EXERCISE INSTRUCTIONS: All of the lines below are to be transcribed faithfully, with pictures excluded from the copy.

------

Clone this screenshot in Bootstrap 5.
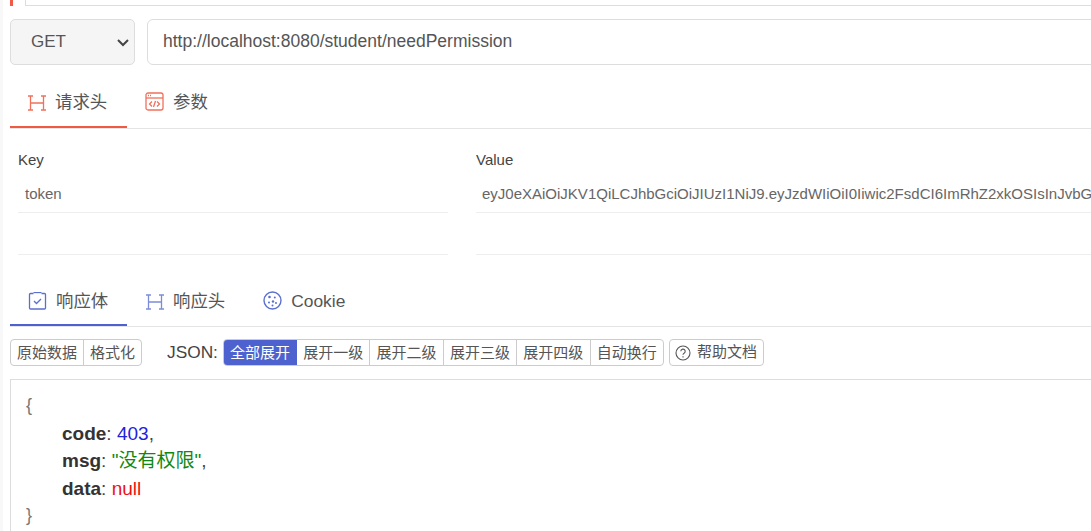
<!DOCTYPE html>
<html lang="zh">
<head>
<meta charset="utf-8">
<title>API</title>
<link rel="stylesheet" href="https://cdn.jsdelivr.net/npm/bootstrap@5.3.0/dist/css/bootstrap.min.css">
<style>
html,body{height:531px;overflow:hidden;background:#fff}
body{font-family:"Liberation Sans","Noto Sans CJK SC",sans-serif;color:#555;width:1200px;padding-left:7px;border-left:3px solid #f8f8f8}
.topstrip{height:6px;gap:12px}
.topmark{width:3px;background:#f05a46}
.topbox{flex:1;border:1px solid #ddd;border-top:0}
.urlrow{margin-top:13px;gap:12px;height:46px}
.methodbox{width:125px;background:#f5f5f5;border:1px solid #ddd;border-radius:5px;padding:0 4px 0 20px;font-size:17px;color:#555}
.urlbox{flex:1;border:1px solid #ddd;border-radius:6px;padding:0 15px 2px;font-size:17.5px;color:#555}
.tabrow{border-bottom:1px solid #e4e4e4;height:72px}
.tabrow.first{margin-top:9px;height:55px}
.tabitem{display:flex;align-items:flex-end;gap:9px;padding:0 19px 10px 18px;font-size:17.4px;line-height:26px;color:#555;height:100%;margin-bottom:-1px;border-bottom:2px solid transparent;white-space:nowrap}
.tabrow.first .tabitem{padding-bottom:11px}
.tabitem svg{flex:none;margin-bottom:4px}
.tabitem.redon{border-bottom-color:#ef5a43;width:117px}
.tabitem.blueon{border-bottom-color:#4d62cf;width:117px;padding-right:0}
.tabwide{padding-left:19px;padding-right:20px}
.kvgrid{display:grid;grid-template-columns:430px 700px;column-gap:28px;margin-left:8px}
.kvhead{font-size:15px;color:#444;height:20px;line-height:20px;margin-top:21px}
.kvcell{height:42px;border-bottom:1px solid #eee;font-size:15px;line-height:20px;padding:14px 6px 0;color:#666;white-space:nowrap}
.firstcell{height:43px}
.keycell{padding-left:7px}
.toolrow{margin-top:12px;height:27px;align-items:center}
.segbtns{border:1px solid #ccc;border-radius:4px;display:flex;height:27px;overflow:hidden}
.segbtn{font-size:15px;line-height:25px;padding:0 6.2px;color:#555;border-left:1px solid #ccc;white-space:nowrap}
.segbtn:first-child{border-left:0}
.segplain .segbtn{padding:0 6px}
.segbtn.chosen{background:#4d62cf;color:#fff;margin:-1px 0 -1px -1px;line-height:27px;padding:0 7px;border-left:0}
.jsonword{font-size:17.3px;color:#444;margin:0 5px 0 25px}
.helpbtn{margin-left:5px;border:1px solid #ccc;border-radius:4px;height:27px;font-size:15px;color:#555;padding:0 6px 0 5px;gap:6px}
.jsonbox{margin-top:13px;border:1px solid #ddd;border-right:0;padding:12px 15px;height:170px;font-size:19px;line-height:27.5px;color:#444}
.jsonrow{padding-left:36px}
.jsonkey{font-weight:700;color:#333}
.jnum{color:#2222dd}.jstr{color:#118811}.jnull{color:#ee1111}
.brace{color:#777;font-size:18px}
</style>
</head>
<body>
<div class="d-flex topstrip"><div class="topmark"></div><div class="topbox"></div></div>

<div class="d-flex urlrow">
  <div class="d-flex align-items-center justify-content-between methodbox">GET
    <svg width="14" height="14" viewBox="0 0 14 14" fill="none" stroke="#444" stroke-width="2"><path d="M2 5l5 5 5-5"/></svg>
  </div>
  <div class="d-flex align-items-center urlbox">http://localhost:8080/student/needPermission</div>
</div>

<div class="d-flex tabrow first">
  <div class="tabitem redon">
    <svg width="18" height="16" viewBox="0 0 18 16" fill="none" stroke="#f0705c" stroke-width="1.3"><path d="M0 1h5M2.500 1v14M0 15h5M13 1h5M15.500 1v14M13 15h5M2.500 8h13"/></svg>
    <span>请求头</span>
  </div>
  <div class="tabitem">
    <svg width="19" height="19" viewBox="0 0 19 19" fill="none" stroke="#f0705c" stroke-width="1.3"><rect x="1" y="1" width="17" height="17" rx="2"/><path d="M1 6h17"/><path d="M3 3.500h4" stroke-dasharray="1 1"/><path d="M7 9.500l-2.500 2.500 2.500 2.500M12 9.500l2.500 2.500-2.500 2.500M10.500 9l-2 6"/></svg>
    <span>参数</span>
  </div>
</div>

<div class="kvgrid">
  <div class="kvhead">Key</div><div class="kvhead">Value</div>
  <div class="kvcell firstcell keycell">token</div>
  <div class="kvcell firstcell">eyJ0eXAiOiJKV1QiLCJhbGciOiJIUzI1NiJ9.eyJzdWIiOiI0Iiwic2FsdCI6ImRhZ2xkOSIsInJvbG</div>
  <div class="kvcell"></div><div class="kvcell"></div>
</div>

<div class="d-flex tabrow">
  <div class="tabitem blueon">
    <svg width="19" height="18" viewBox="0 0 18 18" fill="none" stroke="#5b6fd0" stroke-width="1.3"><path d="M5 1.500H2a1 1 0 0 0-1 1V16a1 1 0 0 0 1 1h14a1 1 0 0 0 1-1V2.500a1 1 0 0 0-1-1h-3"/><path d="M5 .5h8"/><path d="M5.500 9l2.500 2.500 4.500-4.500"/></svg>
    <span>响应体</span>
  </div>
  <div class="tabitem tabwide">
    <svg width="18" height="16" viewBox="0 0 18 16" fill="none" stroke="#7c8cd8" stroke-width="1.3"><path d="M0 1h5M2.500 1v14M0 15h5M13 1h5M15.500 1v14M13 15h5M2.500 8h13"/></svg>
    <span>响应头</span>
  </div>
  <div class="tabitem">
    <svg width="19" height="19" viewBox="0 0 19 19" fill="none" stroke="#5b6fd0" stroke-width="1.4"><circle cx="9.500" cy="9.500" r="8.500"/><g fill="#5b6fd0" stroke="none"><circle cx="6.500" cy="6" r="1.300"/><circle cx="11.800" cy="6.500" r="1"/><circle cx="6" cy="11.500" r="1"/><circle cx="10" cy="10.500" r="1.200"/><circle cx="13" cy="12" r="1"/><circle cx="9.500" cy="14.500" r="1"/></g></svg>
    <span>Cookie</span>
  </div>
</div>

<div class="d-flex toolrow">
  <div class="segbtns segplain"><div class="segbtn">原始数据</div><div class="segbtn">格式化</div></div>
  <div class="jsonword">JSON:</div>
  <div class="segbtns"><div class="segbtn chosen">全部展开</div><div class="segbtn border-start-0">展开一级</div><div class="segbtn">展开二级</div><div class="segbtn">展开三级</div><div class="segbtn">展开四级</div><div class="segbtn">自动换行</div></div>
  <div class="d-flex align-items-center helpbtn">
    <svg width="16" height="16" viewBox="0 0 16 16" fill="none" stroke="#555" stroke-width="1.1"><circle cx="8" cy="8" r="7"/><path d="M5.800 6.300a2.200 2.200 0 1 1 3.300 1.900c-.7.400-1.100.8-1.100 1.600"/><path d="M8 11.200v1.200"/></svg>
    <span>帮助文档</span>
  </div>
</div>

<div class="jsonbox">
  <div class="brace">{</div>
  <div class="jsonrow"><span class="jsonkey">code</span>: <span class="jnum">403</span>,</div>
  <div class="jsonrow"><span class="jsonkey">msg</span>: <span class="jstr">"没有权限"</span>,</div>
  <div class="jsonrow"><span class="jsonkey">data</span>: <span class="jnull">null</span></div>
  <div class="brace">}</div>
</div>
<script src="https://cdn.jsdelivr.net/npm/bootstrap@5.3.0/dist/js/bootstrap.bundle.min.js"></script>
</body>
</html>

------

REPLY:
Clone this screenshot in Bootstrap 5.
<!DOCTYPE html>
<html lang="zh">
<head>
<meta charset="utf-8">
<title>API</title>
<link rel="stylesheet" href="https://cdn.jsdelivr.net/npm/bootstrap@5.3.0/dist/css/bootstrap.min.css">
<style>
html,body{height:531px;overflow:hidden;background:#fff}
body{font-family:"Liberation Sans","Noto Sans CJK SC",sans-serif;color:#555;width:1200px;padding-left:7px;border-left:3px solid #f8f8f8}
.topstrip{height:6px;gap:12px}
.topmark{width:3px;background:#f05a46}
.topbox{flex:1;border:1px solid #ddd;border-top:0}
.urlrow{margin-top:13px;gap:12px;height:46px}
.methodbox{width:125px;background:#f5f5f5;border:1px solid #ddd;border-radius:5px;padding:0 4px 0 20px;font-size:17px;color:#555}
.urlbox{flex:1;border:1px solid #ddd;border-radius:6px;padding:0 15px 2px;font-size:17.5px;color:#555}
.tabrow{border-bottom:1px solid #e4e4e4;height:72px}
.tabrow.first{margin-top:9px;height:55px}
.tabitem{display:flex;align-items:flex-end;gap:9px;padding:0 19px 10px 18px;font-size:17.4px;line-height:26px;color:#555;height:100%;margin-bottom:-1px;border-bottom:2px solid transparent;white-space:nowrap}
.tabrow.first .tabitem{padding-bottom:11px}
.tabitem svg{flex:none;margin-bottom:4px}
.tabitem.redon{border-bottom-color:#ef5a43;width:117px}
.tabitem.blueon{border-bottom-color:#4d62cf;width:117px;padding-right:0}
.tabwide{padding-left:19px;padding-right:20px}
.kvgrid{display:grid;grid-template-columns:430px 700px;column-gap:28px;margin-left:8px}
.kvhead{font-size:15px;color:#444;height:20px;line-height:20px;margin-top:21px}
.kvcell{height:42px;border-bottom:1px solid #eee;font-size:15px;line-height:20px;padding:14px 6px 0;color:#666;white-space:nowrap}
.firstcell{height:43px}
.keycell{padding-left:7px}
.toolrow{margin-top:12px;height:27px;align-items:center}
.segbtns{border:1px solid #ccc;border-radius:4px;display:flex;height:27px;overflow:hidden}
.segbtn{font-size:15px;line-height:25px;padding:0 6.2px;color:#555;border-left:1px solid #ccc;white-space:nowrap}
.segbtn:first-child{border-left:0}
.segplain .segbtn{padding:0 6px}
.segbtn.chosen{background:#4d62cf;color:#fff;margin:-1px 0 -1px -1px;line-height:27px;padding:0 7px;border-left:0}
.jsonword{font-size:17.3px;color:#444;margin:0 5px 0 25px}
.helpbtn{margin-left:5px;border:1px solid #ccc;border-radius:4px;height:27px;font-size:15px;color:#555;padding:0 6px 0 5px;gap:6px}
.jsonbox{margin-top:13px;border:1px solid #ddd;border-right:0;padding:12px 15px;height:170px;font-size:19px;line-height:27.5px;color:#444}
.jsonrow{padding-left:36px}
.jsonkey{font-weight:700;color:#333}
.jnum{color:#2222dd}.jstr{color:#118811}.jnull{color:#ee1111}
.brace{color:#777;font-size:18px}
</style>
</head>
<body>
<div class="d-flex topstrip"><div class="topmark"></div><div class="topbox"></div></div>

<div class="d-flex urlrow">
  <div class="d-flex align-items-center justify-content-between methodbox">GET
    <svg width="14" height="14" viewBox="0 0 14 14" fill="none" stroke="#444" stroke-width="2"><path d="M2 5l5 5 5-5"/></svg>
  </div>
  <div class="d-flex align-items-center urlbox">http://localhost:8080/student/needPermission</div>
</div>

<div class="d-flex tabrow first">
  <div class="tabitem redon">
    <svg width="18" height="16" viewBox="0 0 18 16" fill="none" stroke="#f0705c" stroke-width="1.3"><path d="M0 1h5M2.500 1v14M0 15h5M13 1h5M15.500 1v14M13 15h5M2.500 8h13"/></svg>
    <span>请求头</span>
  </div>
  <div class="tabitem">
    <svg width="19" height="19" viewBox="0 0 19 19" fill="none" stroke="#f0705c" stroke-width="1.3"><rect x="1" y="1" width="17" height="17" rx="2"/><path d="M1 6h17"/><path d="M3 3.500h4" stroke-dasharray="1 1"/><path d="M7 9.500l-2.500 2.500 2.500 2.500M12 9.500l2.500 2.500-2.500 2.500M10.500 9l-2 6"/></svg>
    <span>参数</span>
  </div>
</div>

<div class="kvgrid">
  <div class="kvhead">Key</div><div class="kvhead">Value</div>
  <div class="kvcell firstcell keycell">token</div>
  <div class="kvcell firstcell">eyJ0eXAiOiJKV1QiLCJhbGciOiJIUzI1NiJ9.eyJzdWIiOiI0Iiwic2FsdCI6ImRhZ2xkOSIsInJvbG</div>
  <div class="kvcell"></div><div class="kvcell"></div>
</div>

<div class="d-flex tabrow">
  <div class="tabitem blueon">
    <svg width="19" height="18" viewBox="0 0 18 18" fill="none" stroke="#5b6fd0" stroke-width="1.3"><path d="M5 1.500H2a1 1 0 0 0-1 1V16a1 1 0 0 0 1 1h14a1 1 0 0 0 1-1V2.500a1 1 0 0 0-1-1h-3"/><path d="M5 .5h8"/><path d="M5.500 9l2.500 2.500 4.500-4.500"/></svg>
    <span>响应体</span>
  </div>
  <div class="tabitem tabwide">
    <svg width="18" height="16" viewBox="0 0 18 16" fill="none" stroke="#7c8cd8" stroke-width="1.3"><path d="M0 1h5M2.500 1v14M0 15h5M13 1h5M15.500 1v14M13 15h5M2.500 8h13"/></svg>
    <span>响应头</span>
  </div>
  <div class="tabitem">
    <svg width="19" height="19" viewBox="0 0 19 19" fill="none" stroke="#5b6fd0" stroke-width="1.4"><circle cx="9.500" cy="9.500" r="8.500"/><g fill="#5b6fd0" stroke="none"><circle cx="6.500" cy="6" r="1.300"/><circle cx="11.800" cy="6.500" r="1"/><circle cx="6" cy="11.500" r="1"/><circle cx="10" cy="10.500" r="1.200"/><circle cx="13" cy="12" r="1"/><circle cx="9.500" cy="14.500" r="1"/></g></svg>
    <span>Cookie</span>
  </div>
</div>

<div class="d-flex toolrow">
  <div class="segbtns segplain"><div class="segbtn">原始数据</div><div class="segbtn">格式化</div></div>
  <div class="jsonword">JSON:</div>
  <div class="segbtns"><div class="segbtn chosen">全部展开</div><div class="segbtn border-start-0">展开一级</div><div class="segbtn">展开二级</div><div class="segbtn">展开三级</div><div class="segbtn">展开四级</div><div class="segbtn">自动换行</div></div>
  <div class="d-flex align-items-center helpbtn">
    <svg width="16" height="16" viewBox="0 0 16 16" fill="none" stroke="#555" stroke-width="1.1"><circle cx="8" cy="8" r="7"/><path d="M5.800 6.300a2.200 2.200 0 1 1 3.300 1.900c-.7.400-1.100.8-1.100 1.600"/><path d="M8 11.200v1.200"/></svg>
    <span>帮助文档</span>
  </div>
</div>

<div class="jsonbox">
  <div class="brace">{</div>
  <div class="jsonrow"><span class="jsonkey">code</span>: <span class="jnum">403</span>,</div>
  <div class="jsonrow"><span class="jsonkey">msg</span>: <span class="jstr">"没有权限"</span>,</div>
  <div class="jsonrow"><span class="jsonkey">data</span>: <span class="jnull">null</span></div>
  <div class="brace">}</div>
</div>
<script src="https://cdn.jsdelivr.net/npm/bootstrap@5.3.0/dist/js/bootstrap.bundle.min.js"></script>
</body>
</html>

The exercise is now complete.